## Given problem
Lines from the one containing "Write the React, TypeScript" to the one containing "import React from 'react';", both lines included, are to be extracted exactly from the data below; pictures are excluded.
^^^^
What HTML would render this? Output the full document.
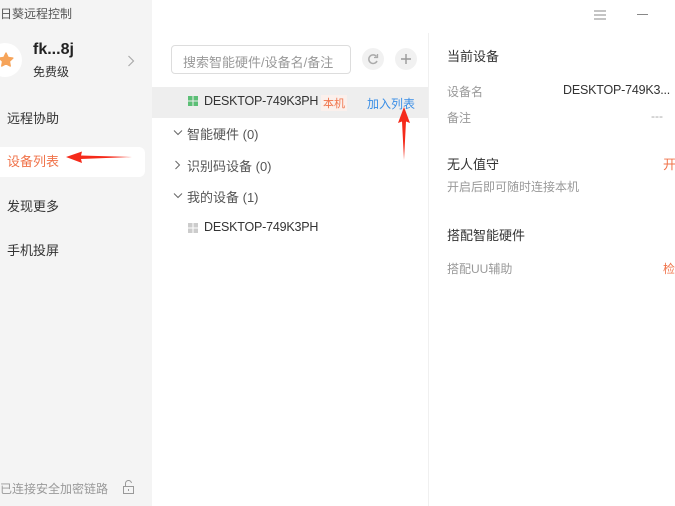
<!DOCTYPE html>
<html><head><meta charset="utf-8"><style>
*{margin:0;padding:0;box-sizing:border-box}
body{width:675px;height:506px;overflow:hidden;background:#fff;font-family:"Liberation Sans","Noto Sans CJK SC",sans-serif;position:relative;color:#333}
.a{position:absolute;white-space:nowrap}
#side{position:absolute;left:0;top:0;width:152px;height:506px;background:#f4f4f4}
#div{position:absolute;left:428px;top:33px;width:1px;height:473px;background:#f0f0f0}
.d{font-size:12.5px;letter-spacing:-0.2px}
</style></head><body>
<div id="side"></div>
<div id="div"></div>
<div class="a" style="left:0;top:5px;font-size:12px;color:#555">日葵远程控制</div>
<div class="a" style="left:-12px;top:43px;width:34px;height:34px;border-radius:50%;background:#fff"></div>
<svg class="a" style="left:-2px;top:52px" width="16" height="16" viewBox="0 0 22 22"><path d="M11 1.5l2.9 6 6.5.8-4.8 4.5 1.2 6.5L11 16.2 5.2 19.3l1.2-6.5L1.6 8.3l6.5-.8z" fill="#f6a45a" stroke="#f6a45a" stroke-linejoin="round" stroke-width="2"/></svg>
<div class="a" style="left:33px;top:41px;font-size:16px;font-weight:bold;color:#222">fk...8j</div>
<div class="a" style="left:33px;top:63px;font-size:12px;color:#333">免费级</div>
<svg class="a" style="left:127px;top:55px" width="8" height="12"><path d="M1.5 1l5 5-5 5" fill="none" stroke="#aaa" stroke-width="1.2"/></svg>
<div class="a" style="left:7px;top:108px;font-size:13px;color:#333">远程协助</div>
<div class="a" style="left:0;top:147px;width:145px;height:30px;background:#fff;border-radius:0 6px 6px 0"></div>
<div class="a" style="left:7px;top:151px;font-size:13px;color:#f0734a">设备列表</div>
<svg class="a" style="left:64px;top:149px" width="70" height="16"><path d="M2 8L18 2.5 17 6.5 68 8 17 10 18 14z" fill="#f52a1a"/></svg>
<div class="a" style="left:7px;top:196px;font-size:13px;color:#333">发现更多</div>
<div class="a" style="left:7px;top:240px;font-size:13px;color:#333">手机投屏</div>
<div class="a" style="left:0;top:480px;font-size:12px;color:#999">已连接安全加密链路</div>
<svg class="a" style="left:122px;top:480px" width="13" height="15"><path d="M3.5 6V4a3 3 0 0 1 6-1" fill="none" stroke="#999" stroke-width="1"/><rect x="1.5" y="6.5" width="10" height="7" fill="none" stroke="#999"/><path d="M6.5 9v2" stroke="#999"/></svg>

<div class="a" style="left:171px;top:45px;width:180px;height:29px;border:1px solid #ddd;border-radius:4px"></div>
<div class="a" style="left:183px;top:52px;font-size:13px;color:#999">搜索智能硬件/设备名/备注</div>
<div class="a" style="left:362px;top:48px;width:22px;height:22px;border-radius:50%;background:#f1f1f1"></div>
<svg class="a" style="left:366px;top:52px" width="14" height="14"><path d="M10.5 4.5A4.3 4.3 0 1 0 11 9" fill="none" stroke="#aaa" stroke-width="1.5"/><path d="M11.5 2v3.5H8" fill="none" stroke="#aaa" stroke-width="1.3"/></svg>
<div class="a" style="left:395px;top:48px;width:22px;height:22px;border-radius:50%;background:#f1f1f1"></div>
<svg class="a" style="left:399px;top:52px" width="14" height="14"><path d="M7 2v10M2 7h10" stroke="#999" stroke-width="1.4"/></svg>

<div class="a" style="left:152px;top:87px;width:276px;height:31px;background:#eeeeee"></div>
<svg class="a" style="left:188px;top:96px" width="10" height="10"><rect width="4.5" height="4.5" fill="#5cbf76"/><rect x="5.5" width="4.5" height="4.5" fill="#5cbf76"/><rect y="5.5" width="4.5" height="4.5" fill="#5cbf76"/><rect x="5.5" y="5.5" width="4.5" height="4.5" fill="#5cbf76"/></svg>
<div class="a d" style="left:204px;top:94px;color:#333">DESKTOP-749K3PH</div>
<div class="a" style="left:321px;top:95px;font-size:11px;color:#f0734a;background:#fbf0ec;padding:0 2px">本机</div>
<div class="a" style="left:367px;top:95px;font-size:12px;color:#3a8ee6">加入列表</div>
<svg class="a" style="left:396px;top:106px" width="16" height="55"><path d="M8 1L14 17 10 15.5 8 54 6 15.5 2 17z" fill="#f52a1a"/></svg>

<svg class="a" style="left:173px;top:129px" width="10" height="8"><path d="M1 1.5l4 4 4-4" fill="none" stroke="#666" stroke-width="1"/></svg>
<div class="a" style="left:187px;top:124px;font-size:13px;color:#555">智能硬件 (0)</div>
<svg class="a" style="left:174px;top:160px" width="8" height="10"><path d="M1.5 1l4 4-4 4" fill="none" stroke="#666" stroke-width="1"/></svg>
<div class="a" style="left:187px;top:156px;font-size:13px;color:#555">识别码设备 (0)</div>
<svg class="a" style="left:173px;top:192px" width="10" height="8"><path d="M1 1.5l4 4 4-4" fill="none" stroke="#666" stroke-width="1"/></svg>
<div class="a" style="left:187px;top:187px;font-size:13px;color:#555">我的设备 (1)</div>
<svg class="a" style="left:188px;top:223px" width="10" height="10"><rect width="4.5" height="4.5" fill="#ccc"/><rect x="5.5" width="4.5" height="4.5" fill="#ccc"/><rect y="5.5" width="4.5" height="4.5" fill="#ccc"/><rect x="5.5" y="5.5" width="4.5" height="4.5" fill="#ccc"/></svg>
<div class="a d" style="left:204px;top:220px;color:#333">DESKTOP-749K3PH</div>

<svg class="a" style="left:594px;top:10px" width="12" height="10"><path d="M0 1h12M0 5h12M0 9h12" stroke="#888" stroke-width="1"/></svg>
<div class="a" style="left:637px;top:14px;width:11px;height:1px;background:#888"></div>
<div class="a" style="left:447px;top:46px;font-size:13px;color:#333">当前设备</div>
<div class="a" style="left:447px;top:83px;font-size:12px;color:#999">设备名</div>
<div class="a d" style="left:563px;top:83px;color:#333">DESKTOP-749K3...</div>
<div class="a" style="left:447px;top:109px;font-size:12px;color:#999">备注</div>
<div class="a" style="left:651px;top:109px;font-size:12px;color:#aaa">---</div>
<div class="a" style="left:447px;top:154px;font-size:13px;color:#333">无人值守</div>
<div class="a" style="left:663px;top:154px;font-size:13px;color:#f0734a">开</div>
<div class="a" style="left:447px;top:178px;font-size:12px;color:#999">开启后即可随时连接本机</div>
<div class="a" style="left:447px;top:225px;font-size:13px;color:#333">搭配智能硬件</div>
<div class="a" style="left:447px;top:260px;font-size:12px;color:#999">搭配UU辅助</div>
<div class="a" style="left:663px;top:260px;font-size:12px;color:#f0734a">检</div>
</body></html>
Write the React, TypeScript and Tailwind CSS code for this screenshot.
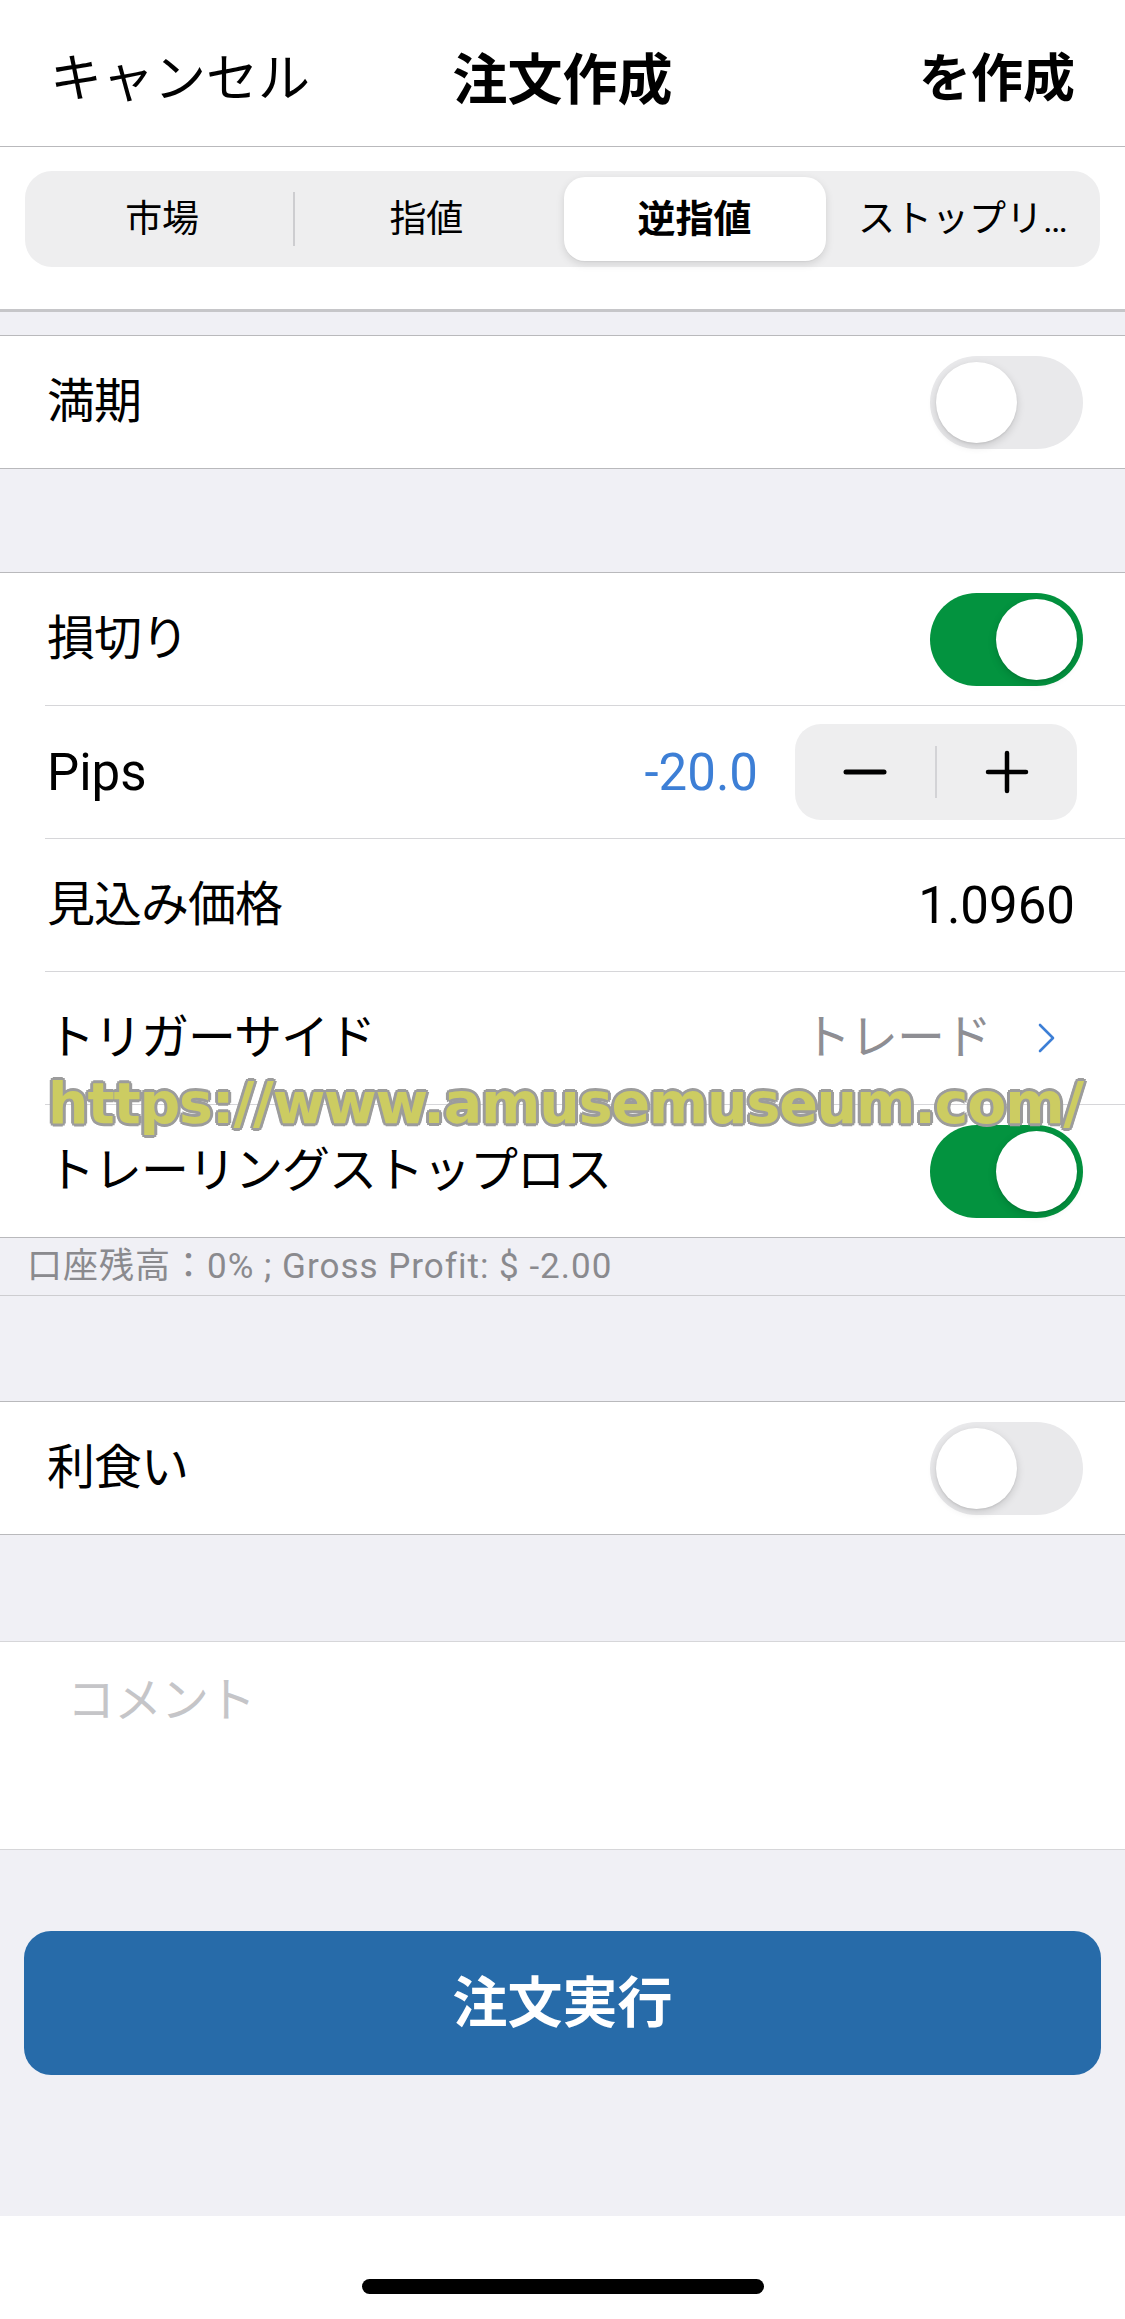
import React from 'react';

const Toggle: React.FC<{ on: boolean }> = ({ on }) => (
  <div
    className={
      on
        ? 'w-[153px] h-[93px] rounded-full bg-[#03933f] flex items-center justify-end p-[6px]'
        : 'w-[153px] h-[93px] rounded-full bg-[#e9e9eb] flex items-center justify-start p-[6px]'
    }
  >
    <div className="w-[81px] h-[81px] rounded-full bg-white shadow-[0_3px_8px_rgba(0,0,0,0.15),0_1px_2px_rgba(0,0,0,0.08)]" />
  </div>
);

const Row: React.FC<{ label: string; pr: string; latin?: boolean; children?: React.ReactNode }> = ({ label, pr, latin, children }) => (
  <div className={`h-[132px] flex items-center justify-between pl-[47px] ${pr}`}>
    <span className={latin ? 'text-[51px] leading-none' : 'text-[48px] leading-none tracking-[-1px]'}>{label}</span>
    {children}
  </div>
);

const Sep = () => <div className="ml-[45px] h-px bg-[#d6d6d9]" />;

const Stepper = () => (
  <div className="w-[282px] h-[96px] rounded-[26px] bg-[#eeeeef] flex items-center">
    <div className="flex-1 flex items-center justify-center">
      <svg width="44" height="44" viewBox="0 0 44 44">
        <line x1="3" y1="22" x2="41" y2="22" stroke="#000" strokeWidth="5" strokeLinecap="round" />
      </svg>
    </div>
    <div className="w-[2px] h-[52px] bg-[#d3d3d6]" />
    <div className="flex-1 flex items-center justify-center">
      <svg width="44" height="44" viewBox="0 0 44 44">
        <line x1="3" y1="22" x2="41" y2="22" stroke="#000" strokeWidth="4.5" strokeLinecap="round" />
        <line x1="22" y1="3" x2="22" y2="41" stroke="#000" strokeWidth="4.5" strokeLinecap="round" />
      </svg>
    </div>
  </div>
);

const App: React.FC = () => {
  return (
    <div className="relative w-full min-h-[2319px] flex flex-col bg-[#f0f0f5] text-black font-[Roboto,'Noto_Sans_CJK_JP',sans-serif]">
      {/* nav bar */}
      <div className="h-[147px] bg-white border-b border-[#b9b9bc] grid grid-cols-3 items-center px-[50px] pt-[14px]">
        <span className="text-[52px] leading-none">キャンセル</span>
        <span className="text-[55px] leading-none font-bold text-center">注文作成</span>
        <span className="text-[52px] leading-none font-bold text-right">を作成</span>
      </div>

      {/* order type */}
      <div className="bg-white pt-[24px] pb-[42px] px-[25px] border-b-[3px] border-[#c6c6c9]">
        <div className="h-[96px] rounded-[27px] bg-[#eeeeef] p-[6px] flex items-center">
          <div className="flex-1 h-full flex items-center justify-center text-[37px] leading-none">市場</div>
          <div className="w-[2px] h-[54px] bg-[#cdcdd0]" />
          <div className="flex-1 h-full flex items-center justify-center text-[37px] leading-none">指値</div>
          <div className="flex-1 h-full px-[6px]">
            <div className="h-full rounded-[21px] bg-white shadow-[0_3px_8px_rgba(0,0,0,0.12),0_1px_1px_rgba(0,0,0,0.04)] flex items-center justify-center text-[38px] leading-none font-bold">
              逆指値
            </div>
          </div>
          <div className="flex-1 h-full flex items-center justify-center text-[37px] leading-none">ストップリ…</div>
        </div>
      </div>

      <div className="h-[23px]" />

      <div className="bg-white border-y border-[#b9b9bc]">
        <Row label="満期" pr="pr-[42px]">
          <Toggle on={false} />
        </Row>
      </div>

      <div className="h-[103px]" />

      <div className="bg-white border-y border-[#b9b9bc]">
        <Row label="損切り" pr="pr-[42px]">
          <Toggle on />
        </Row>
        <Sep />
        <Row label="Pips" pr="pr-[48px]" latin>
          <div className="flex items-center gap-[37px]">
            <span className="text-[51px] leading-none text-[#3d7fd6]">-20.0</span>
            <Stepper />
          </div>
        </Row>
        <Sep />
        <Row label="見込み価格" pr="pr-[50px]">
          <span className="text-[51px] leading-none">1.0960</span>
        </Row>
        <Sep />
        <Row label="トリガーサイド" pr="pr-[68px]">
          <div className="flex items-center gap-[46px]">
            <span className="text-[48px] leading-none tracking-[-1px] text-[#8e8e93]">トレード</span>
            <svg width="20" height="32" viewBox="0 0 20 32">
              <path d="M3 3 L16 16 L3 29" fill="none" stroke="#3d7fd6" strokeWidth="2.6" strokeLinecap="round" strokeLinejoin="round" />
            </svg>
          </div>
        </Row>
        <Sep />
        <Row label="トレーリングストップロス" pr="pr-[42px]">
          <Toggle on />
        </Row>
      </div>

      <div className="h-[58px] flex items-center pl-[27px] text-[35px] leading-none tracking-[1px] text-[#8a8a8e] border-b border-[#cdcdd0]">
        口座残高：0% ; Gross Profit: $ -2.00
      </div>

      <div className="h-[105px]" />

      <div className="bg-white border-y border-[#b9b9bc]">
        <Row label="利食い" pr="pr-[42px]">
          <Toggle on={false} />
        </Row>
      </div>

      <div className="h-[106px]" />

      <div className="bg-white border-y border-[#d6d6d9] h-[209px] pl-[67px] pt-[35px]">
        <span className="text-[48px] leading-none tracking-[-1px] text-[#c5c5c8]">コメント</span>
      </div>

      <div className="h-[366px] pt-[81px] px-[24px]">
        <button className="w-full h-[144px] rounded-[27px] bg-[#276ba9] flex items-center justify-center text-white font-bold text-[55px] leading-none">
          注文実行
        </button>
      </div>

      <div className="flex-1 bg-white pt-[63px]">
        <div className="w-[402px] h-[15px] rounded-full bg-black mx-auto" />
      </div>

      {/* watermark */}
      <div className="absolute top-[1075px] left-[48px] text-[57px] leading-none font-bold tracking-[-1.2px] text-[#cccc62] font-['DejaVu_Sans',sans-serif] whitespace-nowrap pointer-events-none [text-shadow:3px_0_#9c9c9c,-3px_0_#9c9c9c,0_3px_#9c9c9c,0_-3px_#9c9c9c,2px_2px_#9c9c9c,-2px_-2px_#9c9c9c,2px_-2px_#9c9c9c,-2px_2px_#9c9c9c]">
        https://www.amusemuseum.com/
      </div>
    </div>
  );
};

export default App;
^^^^
## Result below
Write the React, TypeScript and Tailwind CSS code for this screenshot.
import React from 'react';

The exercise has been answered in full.